Input material:
= = =

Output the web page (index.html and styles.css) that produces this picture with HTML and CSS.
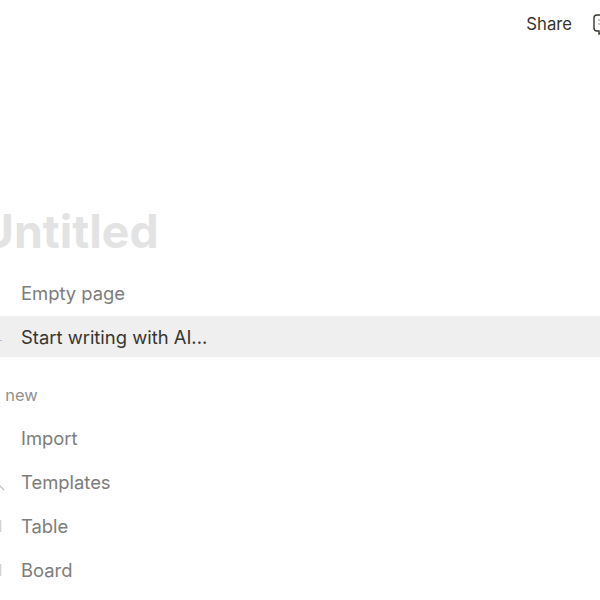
FILE: index.html
```html
<!DOCTYPE html>
<html lang="en">
<head>
    <meta charset="UTF-8">
    <title>Untitled</title>
    <link rel="stylesheet" href="styles.css">
</head>
<body>
    <div class="topbar">
        <span class="share">Share</span>
        <svg class="comment" width="22" height="22" viewBox="0 0 22 22" fill="none" stroke="#37352f" stroke-width="1.4">
            <path d="M5 2h12a3 3 0 0 1 3 3v10a3 3 0 0 1-3 3h-6l-4 3v-3H5a3 3 0 0 1-3-3V5a3 3 0 0 1 3-3z"/>
            <path d="M6 7h10M6 11h10" stroke="#b5b4b0"/>
        </svg>
    </div>

    <div class="page">
        <h1 class="title">Untitled</h1>

        <div class="row">
            <svg class="icon" width="20" height="20" viewBox="0 0 20 20" fill="none" stroke="#e3e3e1" stroke-width="1.4"><path d="M4 2h9l4 4v12H4z"/></svg>
            <span>Empty page</span>
        </div>
        <div class="row active">
            <svg class="icon" width="20" height="20" viewBox="0 0 20 20" fill="#a78bd8"><path d="M15 11l1 2 6 .6-6 .8-1 2-1-2-6-.8 6-.6z"/></svg>
            <span>Start writing with AI...</span>
        </div>

        <div class="label">Add new</div>

        <div class="row">
            <svg class="icon" width="20" height="20" viewBox="0 0 20 20"></svg>
            <span>Import</span>
        </div>
        <div class="row">
            <svg class="icon" width="20" height="20" viewBox="0 0 20 20" fill="none" stroke="#c4c4c2" stroke-width="1.4"><path d="M17 12l6 6"/></svg>
            <span>Templates</span>
        </div>
        <div class="row">
            <svg class="icon" width="20" height="20" viewBox="0 0 20 20" fill="none" stroke="#d4d4d2" stroke-width="1.6"><path d="M19.5 4v12"/></svg>
            <span>Table</span>
        </div>
        <div class="row">
            <svg class="icon" width="20" height="20" viewBox="0 0 20 20" fill="none" stroke="#d4d4d2" stroke-width="1.6"><path d="M19.5 4v12"/></svg>
            <span>Board</span>
        </div>
    </div>
</body>
</html>
```

FILE: styles.css
```css
html, body {
    height: 600px;
    overflow: hidden;
}
body {
    margin: 0;
    background-color: #fff;
    font-family: Inter, 'Liberation Sans', sans-serif;
    color: #37352f;
}
.topbar {
    height: 48px;
    display: flex;
    align-items: center;
    justify-content: flex-end;
    gap: 20px;
    margin-right: -14px;
}
.share {
    font-size: 16.7px;
}
.comment {
    flex-shrink: 0;
}
.page {
    margin-left: -19px;
    margin-top: 151px;
}
.title {
    margin: 0 0 9px -1px;
    font-size: 46.3px;
    line-height: 64px;
    font-weight: 700;
    color: #e3e3e3;
}
.row {
    height: 41px;
    margin-bottom: 3px;
    display: flex;
    align-items: center;
    gap: 20px;
    font-size: 18.4px;
    color: #7d7d7b;
}
.active {
    background-color: #efefef;
    color: #37352f;
}
.icon {
    flex-shrink: 0;
    overflow: visible;
}
.label {
    margin: 17px 0 0 -12px;
    height: 43px;
    line-height: 43px;
    font-size: 16.5px;
    color: #91918f;
}
```
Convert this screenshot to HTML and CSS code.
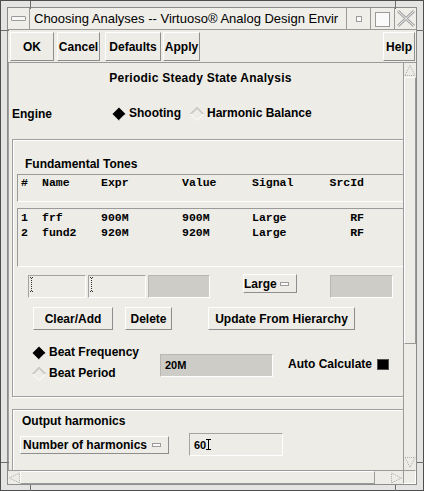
FILE: index.html
```html
<!DOCTYPE html>
<html>
<head>
<meta charset="utf-8">
<title>Choosing Analyses</title>
<link rel="stylesheet" href="styles.css">
</head>
<body>
<div class="win">
  <span class="mark mv" style="left:29px;top:0"></span>
  <span class="mark mv" style="left:394px;top:0"></span>
  <span class="mark mv" style="left:29px;top:484px"></span>
  <span class="mark mv" style="left:394px;top:484px"></span>
  <span class="mark mh" style="left:0;top:29px"></span>
  <span class="mark mh" style="left:0;top:461px"></span>
  <span class="mark mh" style="left:416px;top:29px"></span>
  <span class="mark mh" style="left:416px;top:461px"></span>
  <div class="inner">
    <div class="titlebar">
      <div class="menubtn"><span class="menubar"></span></div>
      <div class="title">Choosing Analyses -- Virtuoso® Analog Design Envir</div>
      <div class="tbtn"><span class="minbox"></span></div>
      <div class="tbtn"><span class="maxbox"></span></div>
      <div class="tbtn close">
        <svg width="20" height="19" viewBox="0 0 20 19"><path d="M2 2 L18 17 M18 2 L2 17" stroke="#a3a3a3" stroke-width="3" fill="none"/><path d="M2 2 L18 17 M18 2 L2 17" stroke="#f2f2f2" stroke-width="1" fill="none"/></svg>
      </div>
    </div>
    <div class="toolbar">
      <div class="btn b-ok">OK</div>
      <div class="btn b-cancel">Cancel</div>
      <div class="btn b-defaults">Defaults</div>
      <div class="btn b-apply">Apply</div>
      <div class="btn b-help">Help</div>
    </div>
    <div class="mid">
      <div class="viewport">
        <div class="content">
          <div class="heading">Periodic Steady State Analysis</div>
          <div class="engine">
            <span class="engine-label">Engine</span>
            <svg class="dia" width="14" height="14" viewBox="0 0 14 14"><path d="M7 0.5 L13.5 7 L7 13.5 L0.5 7Z" fill="#000"/><path d="M13 7.5 L7.5 13" stroke="#fff" fill="none"/></svg>
            <span class="rlabel">Shooting</span>
            <svg class="dia dia2" width="14" height="14" viewBox="0 0 14 14"><path d="M0.5 7 L7 0.5 L13.5 7" stroke="#a8a8a4" fill="none"/><path d="M13.5 7 L7 13.5 L0.5 7" stroke="#ffffff" fill="none"/><path d="M1.8 7 L7 1.8 L12.2 7" stroke="#d6d5d0" fill="none"/></svg>
            <span class="rlabel">Harmonic Balance</span>
          </div>

          <div class="frame ft">
            <div class="ft-title">Fundamental Tones</div>
            <div class="thead">
              <div class="trow">
                <span class="c1">#</span><span class="c2">Name</span><span class="c3">Expr</span><span class="c4">Value</span><span class="c5">Signal</span><span class="c6">SrcId</span>
              </div>
            </div>
            <div class="tbody">
              <div class="trow">
                <span class="c1">1</span><span class="c2">frf</span><span class="c3">900M</span><span class="c4">900M</span><span class="c5">Large</span><span class="c6">RF</span>
              </div>
              <div class="trow">
                <span class="c1">2</span><span class="c2">fund2</span><span class="c3">920M</span><span class="c4">920M</span><span class="c5">Large</span><span class="c6">RF</span>
              </div>
            </div>
            <div class="fields">
              <div class="field f1"><svg class="ibeam" width="4" height="15" viewBox="0 0 4 15"><path d="M0 0.5h4M0 14.5h4M1.5 1v13" stroke="#333" stroke-dasharray="1 1" fill="none"/></svg></div>
              <div class="field f2"><svg class="ibeam" width="4" height="15" viewBox="0 0 4 15"><path d="M0 0.5h4M0 14.5h4M1.5 1v13" stroke="#333" stroke-dasharray="1 1" fill="none"/></svg></div>
              <div class="gfield g1"></div>
              <div class="btn opt o-large">Large<span class="ind"></span></div>
              <div class="gfield g2"></div>
            </div>
            <div class="btnrow">
              <div class="btn b-clear">Clear/Add</div>
              <div class="btn b-delete">Delete</div>
              <div class="btn b-update">Update From Hierarchy</div>
            </div>
            <div class="beat">
              <div class="beat-radios">
                <div class="brow">
                  <svg class="dia" width="14" height="14" viewBox="0 0 14 14"><path d="M7 0.5 L13.5 7 L7 13.5 L0.5 7Z" fill="#000"/><path d="M13 7.5 L7.5 13" stroke="#fff" fill="none"/></svg>
                  <span class="rlabel">Beat Frequency</span>
                </div>
                <div class="brow">
                  <svg class="dia" width="14" height="14" viewBox="0 0 14 14"><path d="M0.5 7 L7 0.5 L13.5 7" stroke="#a8a8a4" fill="none"/><path d="M13.5 7 L7 13.5 L0.5 7" stroke="#ffffff" fill="none"/><path d="M1.8 7 L7 1.8 L12.2 7" stroke="#d6d5d0" fill="none"/></svg>
                  <span class="rlabel">Beat Period</span>
                </div>
              </div>
              <div class="gfield g3">20M</div>
              <div class="auto">Auto Calculate<span class="check"></span></div>
            </div>
          </div>

          <div class="frame oh">
            <div class="oh-title">Output harmonics</div>
            <div class="oh-row">
              <div class="btn opt o-num">Number of harmonics<span class="ind"></span></div>
              <div class="field f60">60<svg class="ibeam2" width="5" height="11" viewBox="0 0 5 11"><path d="M0 0.5h5M0 10.5h5M2.5 0v11" stroke="#000" fill="none"/></svg></div>
            </div>
          </div>
        </div>
      </div>
      <div class="vscroll">
        <div class="sarrow up"><svg width="12" height="12" viewBox="0 0 12 12"><path d="M6 1.5 L11 11.5 L1 11.5Z" stroke="#a9a9a9" stroke-dasharray="1 1" fill="none"/></svg></div>
        <div class="vthumb"></div>
        <div class="vtrough"></div>
        <div class="sarrow down"><svg width="12" height="12" viewBox="0 0 12 12"><path d="M1 0.5 L11 0.5 L6 10.5Z" stroke="#a9a9a9" stroke-dasharray="1 1" fill="none"/></svg></div>
      </div>
    </div>
    <div class="bottom">
      <div class="hscroll">
        <div class="sarrow left"><svg width="12" height="12" viewBox="0 0 12 12"><path d="M1.5 6 L11.5 1 L11.5 11Z" stroke="#a9a9a9" stroke-dasharray="1 1" fill="none"/></svg></div>
        <div class="hthumb"></div>
        <div class="htrough"></div>
        <div class="sarrow right"><svg width="12" height="12" viewBox="0 0 12 12"><path d="M10.5 6 L0.5 1 L0.5 11Z" stroke="#a9a9a9" stroke-dasharray="1 1" fill="none"/></svg></div>
      </div>
      <div class="corner"></div>
    </div>
  </div>
</div>
</body>
</html>
```

FILE: styles.css
```css
* { box-sizing: border-box; }
html, body { margin: 0; padding: 0; }
body {
  width: 424px;
  height: 491px;
  overflow: hidden;
  font-family: "Liberation Sans", Arial, sans-serif;
  font-size: 12px;
  font-weight: bold;
  color: #000;
  background: #dedede;
}

.win {
  position: relative;
  width: 424px;
  height: 491px;
  border: 1px solid #4e4e4e;
  background: #e4e4e2;
  padding: 7px 7px 6px 7px;
}
.mark { position: absolute; background: #6e6e6e; }
.mv { width: 1px; height: 8px; }
.mh { width: 8px; height: 1px; }

.inner {
  height: 476px;
  display: flex;
  flex-direction: column;
  background: #edece6;
  box-shadow: 0 0 0 1px #8c8c8c;
}

/* title bar */
.titlebar {
  height: 22px;
  display: flex;
  border-bottom: 1px solid #9a9a9a;
  background: #efeee9;
}
.menubtn {
  width: 22px;
  border-right: 1px solid #9a9a9a;
  display: flex;
  align-items: center;
  justify-content: center;
}
.menubar {
  width: 15px;
  height: 5px;
  border: 1px solid #9a9a9a;
  border-radius: 1px;
  background: #f7f7f5;
}
.title {
  flex: 1;
  font-weight: normal;
  font-size: 13px;
  line-height: 21px;
  padding-left: 4px;
  white-space: nowrap;
  overflow: hidden;
}
.tbtn {
  width: 24px;
  border-left: 1px solid #9a9a9a;
  display: flex;
  align-items: center;
  justify-content: center;
}
.tbtn.close { width: 22px; }
.minbox {
  width: 6px;
  height: 6px;
  border: 1px solid #9a9a9a;
  background: #fafafa;
}
.maxbox {
  width: 15px;
  height: 15px;
  border: 1px solid #9a9a9a;
  background: #fafafa;
  margin-top: 2px;
}

/* toolbar */
.toolbar {
  height: 33px;
  display: flex;
  align-items: flex-start;
  padding-top: 2px;
  border-bottom: 1px solid #9a9a9a;
}
.btn {
  display: flex;
  align-items: center;
  justify-content: center;
  border: 1px solid;
  border-color: #ffffff #8e8e8e #8e8e8e #ffffff;
  background: #edece6;
  white-space: nowrap;
}
.toolbar .btn { height: 29px; }
.b-ok { margin-left: 2px; width: 44px; }
.b-cancel { margin-left: 3px; width: 43px; }
.b-defaults { margin-left: 5px; width: 56px; }
.b-apply { margin-left: 2px; width: 37px; }
.b-help { margin-left: auto; margin-right: 1px; width: 32px; }

/* middle */
.mid { height: 407px; display: flex; }
.viewport {
  width: 395px;
  overflow: hidden;
  box-shadow: inset 1px 0 0 #a0a0a0;
}
.content { width: 430px; padding-top: 8px; }
.heading {
  width: 385px;
  text-align: center;
  height: 14px;
  line-height: 14px;
  letter-spacing: 0.25px;
}
.engine {
  display: flex;
  align-items: center;
  height: 15px;
  margin-top: 21px;
  padding-left: 4px;
}
.engine-label { width: 100px; }
.dia { display: block; flex: none; }
.rlabel { margin-left: 3px; line-height: 15px; }
.dia2 { margin-left: 9px; }

.frame {
  margin-left: 4px;
  width: 420px;
  border: 1px solid #9f9f9f;
  box-shadow: inset 1px 1px 0 #ffffff, 1px 1px 0 #ffffff;
}
.ft { margin-top: 18px; height: 258px; }
.ft-title {
  margin-top: 17px;
  padding-left: 12px;
  height: 14px;
  line-height: 14px;
}

.thead, .tbody {
  margin-left: 4px;
  border-top: 1px solid #9a9a9a;
  border-left: 1px solid #9a9a9a;
  border-bottom: 1px solid #ffffff;
  padding-left: 3px;
  font-family: "Liberation Mono", "Courier New", monospace;
  font-size: 11.5px;
  font-weight: bold;
}
.thead { margin-top: 3px; height: 28px; padding-top: 1px; }
.thead .trow { line-height: 14px; }
.tbody { margin-top: 6px; height: 59px; padding-top: 1px; }
.tbody .trow { line-height: 15px; }
.trow { display: flex; white-space: pre; }
.c1 { width: 21px; }
.c2 { width: 59px; }
.c3 { width: 81px; }
.c4 { width: 70px; }
.c5 { width: 77px; }
.c6 { width: 35px; text-align: right; }

.fields {
  display: flex;
  align-items: flex-start;
  margin-top: 8px;
  height: 23px;
  padding-left: 15px;
}
.field {
  height: 23px;
  border-top: 1px solid #a3a3a3;
  border-left: 1px solid #a3a3a3;
  border-bottom: 1px solid #ffffff;
  border-right: 1px solid #ffffff;
  background: #edece6;
}
.f1 { width: 58px; }
.f2 { width: 58px; margin-left: 2px; }
.ibeam { display: block; margin: 1px 0 0 1px; }
.gfield {
  height: 23px;
  background: #cdccc6;
  border-top: 1px solid #b8b7b1;
  border-left: 1px solid #b8b7b1;
  border-bottom: 1px solid #ffffff;
  border-right: 1px solid #ffffff;
}
.g1 { width: 62px; margin-left: 2px; }
.opt { justify-content: flex-start; }
.ind {
  width: 9px;
  height: 4px;
  border: 1px solid #9a9a9a;
  background: #fbfbfb;
  margin-left: 3px;
}
.o-large {
  width: 54px;
  height: 19px;
  margin-left: 33px;
  margin-top: -1px;
  padding-left: 0;
}
.g2 { width: 63px; margin-left: 33px; }

.btnrow {
  display: flex;
  margin-top: 9px;
  height: 23px;
  padding-left: 20px;
}
.btnrow .btn { height: 23px; }
.b-clear { width: 80px; }
.b-delete { width: 47px; margin-left: 12px; }
.b-update { width: 147px; margin-left: 36px; }

.beat {
  display: flex;
  align-items: flex-start;
  margin-top: 12px;
}
.beat-radios { width: 147px; padding-left: 19px; }
.brow {
  display: flex;
  align-items: center;
  height: 21px;
}
.g3 {
  width: 113px;
  margin-top: 12px;
  padding-left: 4px;
  font-size: 11px;
  line-height: 20px;
}
.auto {
  display: flex;
  align-items: center;
  margin-left: 15px;
  margin-top: 15px;
  height: 14px;
  white-space: nowrap;
}
.check {
  width: 12px;
  height: 11px;
  background: #000;
  border: 1px solid #505050;
  margin-left: 5px;
}

.oh { margin-top: 12px; height: 80px; }
.oh-title {
  margin-top: 4px;
  padding-left: 9px;
  height: 14px;
  line-height: 14px;
}
.oh-row {
  display: flex;
  align-items: flex-start;
  margin-top: 5px;
  height: 23px;
}
.o-num {
  width: 149px;
  height: 18px;
  margin-left: 7px;
  margin-top: 3px;
  padding-left: 2px;
  padding-right: 7px;
}
.o-num .ind { margin-left: auto; }
.f60 {
  width: 94px;
  margin-left: 20px;
  display: flex;
  align-items: center;
  padding-left: 4px;
  font-size: 11px;
}
.ibeam2 { display: block; margin-left: 0; }

/* scrollbars */
.vscroll {
  width: 13px;
  border-left: 1px solid #9a9a9a;
  display: flex;
  flex-direction: column;
  padding-bottom: 1px;
}
.sarrow { display: flex; align-items: center; justify-content: center; }
.sarrow svg { display: block; }
.vscroll .sarrow { height: 13px; }
.vscroll .sarrow.down { height: 12px; }
.vthumb {
  margin-top: 1px;
  height: 267px;
  border-top: 1px solid #ffffff;
  border-left: 1px solid #ffffff;
  border-right: 1px solid #9a9a9a;
  border-bottom: 1px solid #9a9a9a;
}
.vtrough { flex: 1; }

.bottom { height: 14px; display: flex; }
.hscroll {
  width: 395px;
  display: flex;
  border-top: 1px solid #9a9a9a;
}
.hscroll .sarrow { width: 12px; }
.hthumb {
  width: 355px;
  border-top: 1px solid #ffffff;
  border-left: 1px solid #ffffff;
  border-right: 1px solid #9a9a9a;
  border-bottom: 1px solid #9a9a9a;
}
.htrough { width: 16px; }
.corner {
  width: 13px;
  border: 1px solid #ffffff;
  border-left-color: #9a9a9a;
  border-top-color: #9a9a9a;
}
```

= = =

Written task: Across the entries above, how many lines contain "styles"? Provide only the count.

Answer to this problem: 5